I admit to spending more time reading books, blogs and articles about customer experience, as well as analyzing customer feedback, than most people on the planet. As a result, my personal experiences often fall short of my expectations dealing with companies unfortunate enough to have me as a customer. Even those companies that are most highly regarded as models of customer centricity by the customer experience management community often miss the mark.
I am well aware of the fact that my own experience could be just a momentary slip in customer experience delivery, and does not diminish a company reputation as a whole. On the other hand, I wonder how uncommon is my experience dealing with some of these high reputation companies. In other words, do companies that are known for their customer centricity deserve their reputation?
USAA tops every list of the most customer centric companies based on institutional surveys results and well orchestrated publicity of these results. The company’s own customer reviews site indicates that 91% of customers are satisfied enough to recommend their services. Yet, there are hundreds of others on the same site who are enraged about their experience with the company. If you look at the customer reviews and complains sites outside of the company’s control, the satisfaction numbers are much lower than the levels expected of the leader in customer centricity. In fact, they are only marginally higher than the satisfaction scores of their competitors. However, apparently it is good enough to keep USAA on top. I understand that no company can satisfy every customer. I just want to illustrate that you don’t have to be the best to earn the top spot, you just have to be the best option available. Particularly, if you operate in regulated markets and your customers have to buy the products you sell (auto insurance).

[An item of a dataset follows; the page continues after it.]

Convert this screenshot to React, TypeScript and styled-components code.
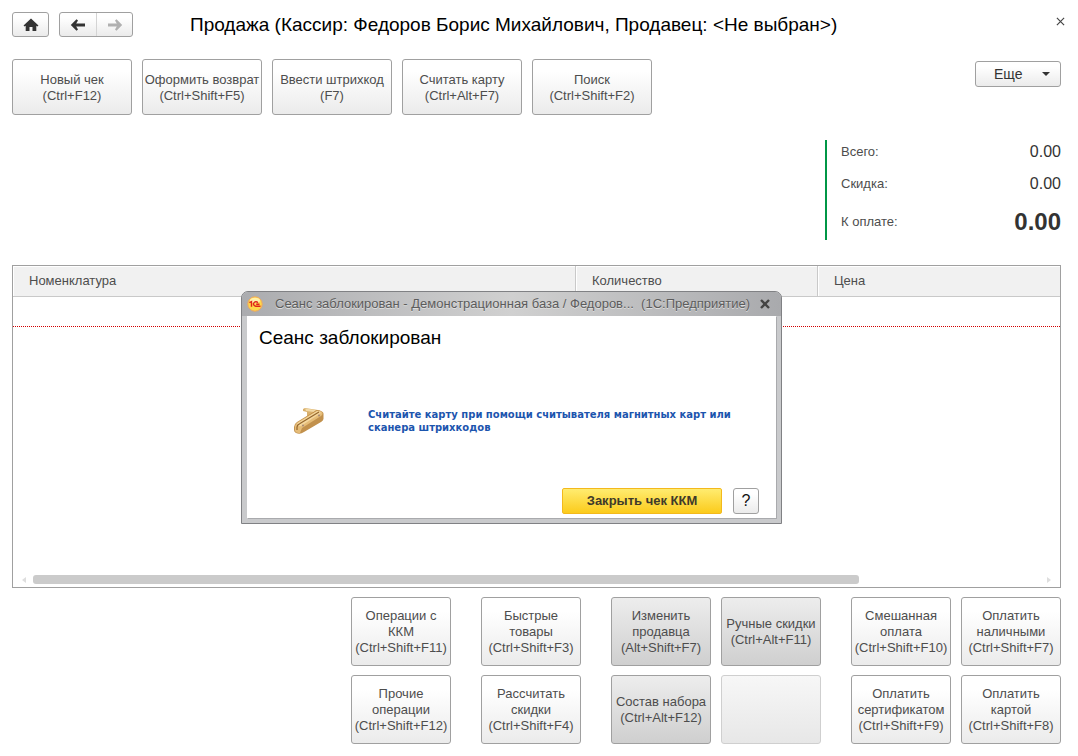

Amazon is another poster child of customer centricity. This company competes in the markets where consumers have plenty of choice, unlike the previous example. Based on the ratio of customer praise and complains on the independent customer reviews sites, Amazon’s social reputation is much higher than most retailers. Bed, Bath and Beyond is the only other retail company that earned similar customer experience scores from non institutional sources. Analysis of the employees’ feedback available online, shows substantially more positive perception of the BBB than of Amazon’s. Yet, I’ve never seen Bed, Bath and Beyond mentioned as a positive example of a customer centric company.
So what helps a company to get a reputation that incites consumers to do business with them?
- Passionate, visionary leaders committed to excellence in product design (Steve Jobs or Elon Musk) or customer experience (Jeff Bezos or Tony Hsieh);
- Smart use of the customer satisfaction measurement industry (institutional) to get publicity;
- Don’t suck more than your competitors.
How to keep this reputation? Here are a few suggestions
- Understand who are your best customers and why they choose to do business with you
- Recruit, evangelize and empower the best team to make your best customers happy
- Do not promise more than you are ready to deliver consistently across all steps of the customer journey
- Execute your business processes consistently and transparently
Every company should work hard to deliver better experience to its customers than it currently does …before competitors do. The major cause of company failure is company success.